TASK REQUIREMENTS> Copy out all lines carrying the word "page".

RECORDS FOR THE TASK>
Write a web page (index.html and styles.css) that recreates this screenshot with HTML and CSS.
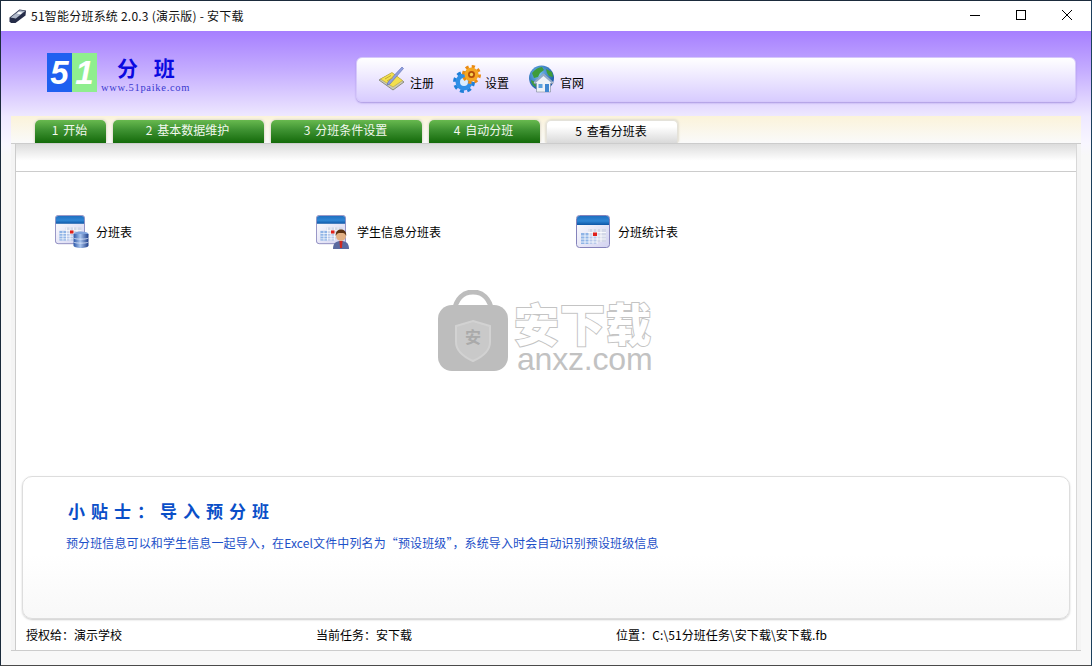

--

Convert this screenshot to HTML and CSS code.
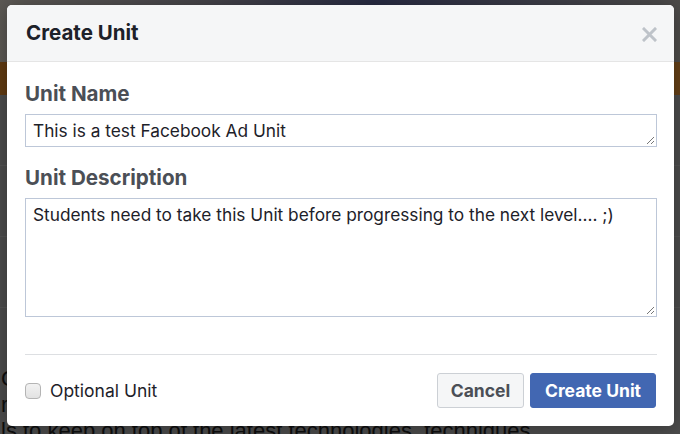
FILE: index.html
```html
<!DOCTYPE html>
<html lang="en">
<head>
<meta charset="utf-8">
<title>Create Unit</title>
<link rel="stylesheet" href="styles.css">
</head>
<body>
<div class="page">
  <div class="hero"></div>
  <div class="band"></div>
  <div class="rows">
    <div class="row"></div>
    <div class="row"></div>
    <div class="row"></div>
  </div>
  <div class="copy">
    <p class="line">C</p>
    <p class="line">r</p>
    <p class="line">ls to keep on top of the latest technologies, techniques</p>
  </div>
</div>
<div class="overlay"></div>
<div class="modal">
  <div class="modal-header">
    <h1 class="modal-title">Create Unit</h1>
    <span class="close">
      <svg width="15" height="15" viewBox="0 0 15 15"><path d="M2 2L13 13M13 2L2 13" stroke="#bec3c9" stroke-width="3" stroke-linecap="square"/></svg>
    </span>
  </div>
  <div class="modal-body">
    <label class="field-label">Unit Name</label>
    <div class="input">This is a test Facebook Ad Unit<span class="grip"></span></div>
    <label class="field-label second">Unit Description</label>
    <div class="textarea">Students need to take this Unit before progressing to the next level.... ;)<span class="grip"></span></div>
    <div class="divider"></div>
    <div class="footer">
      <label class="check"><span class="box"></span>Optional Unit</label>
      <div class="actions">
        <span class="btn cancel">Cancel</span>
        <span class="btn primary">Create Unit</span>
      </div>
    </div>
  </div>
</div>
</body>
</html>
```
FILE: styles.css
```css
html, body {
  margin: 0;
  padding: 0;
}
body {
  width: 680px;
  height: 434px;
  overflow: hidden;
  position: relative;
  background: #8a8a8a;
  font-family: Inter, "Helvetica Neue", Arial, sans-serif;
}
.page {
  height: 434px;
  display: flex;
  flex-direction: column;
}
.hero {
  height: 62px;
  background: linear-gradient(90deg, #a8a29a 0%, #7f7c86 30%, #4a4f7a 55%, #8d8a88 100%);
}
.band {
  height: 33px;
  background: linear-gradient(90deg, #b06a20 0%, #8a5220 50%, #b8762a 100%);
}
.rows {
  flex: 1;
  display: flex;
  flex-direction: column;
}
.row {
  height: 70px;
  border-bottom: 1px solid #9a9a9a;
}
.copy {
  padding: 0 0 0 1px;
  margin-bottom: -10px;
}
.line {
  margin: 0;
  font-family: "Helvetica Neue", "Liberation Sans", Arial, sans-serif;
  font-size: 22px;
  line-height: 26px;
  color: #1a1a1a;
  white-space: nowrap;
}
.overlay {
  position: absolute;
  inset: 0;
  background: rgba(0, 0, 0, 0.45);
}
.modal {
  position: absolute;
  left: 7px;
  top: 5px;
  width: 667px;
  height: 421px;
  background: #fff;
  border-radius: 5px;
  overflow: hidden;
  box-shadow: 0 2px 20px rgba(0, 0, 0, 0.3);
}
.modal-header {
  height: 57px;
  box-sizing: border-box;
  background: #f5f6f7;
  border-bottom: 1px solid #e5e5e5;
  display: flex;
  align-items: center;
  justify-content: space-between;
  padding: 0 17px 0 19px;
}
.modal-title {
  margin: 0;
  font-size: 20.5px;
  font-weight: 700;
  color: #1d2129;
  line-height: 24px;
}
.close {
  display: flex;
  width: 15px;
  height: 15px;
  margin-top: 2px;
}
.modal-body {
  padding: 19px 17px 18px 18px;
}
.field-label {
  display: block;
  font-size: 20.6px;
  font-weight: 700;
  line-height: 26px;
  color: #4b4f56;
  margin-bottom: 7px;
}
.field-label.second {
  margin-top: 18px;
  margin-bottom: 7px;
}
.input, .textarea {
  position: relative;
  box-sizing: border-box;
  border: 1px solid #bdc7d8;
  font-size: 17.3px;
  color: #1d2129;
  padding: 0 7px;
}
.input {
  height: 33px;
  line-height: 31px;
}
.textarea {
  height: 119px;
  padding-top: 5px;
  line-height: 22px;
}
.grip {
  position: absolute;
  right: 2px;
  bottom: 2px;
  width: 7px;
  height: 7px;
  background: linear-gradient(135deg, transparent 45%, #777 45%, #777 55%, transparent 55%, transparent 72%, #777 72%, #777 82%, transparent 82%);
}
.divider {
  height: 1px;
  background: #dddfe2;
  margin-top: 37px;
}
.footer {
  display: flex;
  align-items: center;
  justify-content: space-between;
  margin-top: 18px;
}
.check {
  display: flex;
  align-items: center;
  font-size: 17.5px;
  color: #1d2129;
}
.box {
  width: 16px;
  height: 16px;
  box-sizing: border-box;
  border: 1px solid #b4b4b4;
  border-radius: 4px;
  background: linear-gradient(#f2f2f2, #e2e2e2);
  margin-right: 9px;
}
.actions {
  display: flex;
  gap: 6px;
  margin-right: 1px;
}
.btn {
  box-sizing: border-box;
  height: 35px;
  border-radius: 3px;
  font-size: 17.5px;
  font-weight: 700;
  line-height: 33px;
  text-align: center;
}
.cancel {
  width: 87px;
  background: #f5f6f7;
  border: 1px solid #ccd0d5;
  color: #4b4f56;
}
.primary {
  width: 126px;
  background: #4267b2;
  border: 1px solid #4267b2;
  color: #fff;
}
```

--

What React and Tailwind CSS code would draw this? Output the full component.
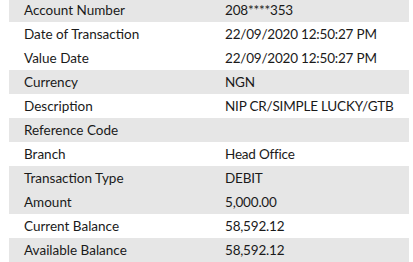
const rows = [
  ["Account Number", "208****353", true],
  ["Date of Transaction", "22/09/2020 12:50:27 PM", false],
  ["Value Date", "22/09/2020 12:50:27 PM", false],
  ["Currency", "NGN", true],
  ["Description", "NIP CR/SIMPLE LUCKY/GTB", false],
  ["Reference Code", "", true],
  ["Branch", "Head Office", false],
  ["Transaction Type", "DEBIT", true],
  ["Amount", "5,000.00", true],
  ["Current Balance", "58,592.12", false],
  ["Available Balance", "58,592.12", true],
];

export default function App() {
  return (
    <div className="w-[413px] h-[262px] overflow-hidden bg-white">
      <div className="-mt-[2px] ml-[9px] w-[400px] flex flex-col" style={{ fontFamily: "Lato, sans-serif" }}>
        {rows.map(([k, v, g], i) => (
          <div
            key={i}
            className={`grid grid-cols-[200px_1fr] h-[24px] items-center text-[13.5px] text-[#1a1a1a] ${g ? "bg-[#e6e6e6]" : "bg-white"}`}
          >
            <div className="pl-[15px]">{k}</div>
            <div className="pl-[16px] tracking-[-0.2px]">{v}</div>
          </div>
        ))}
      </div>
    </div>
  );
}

CORRECT RESPONSE>
Write a web page (index.html and styles.css) that recreates this screenshot with HTML and CSS.
<div class="page">
.page {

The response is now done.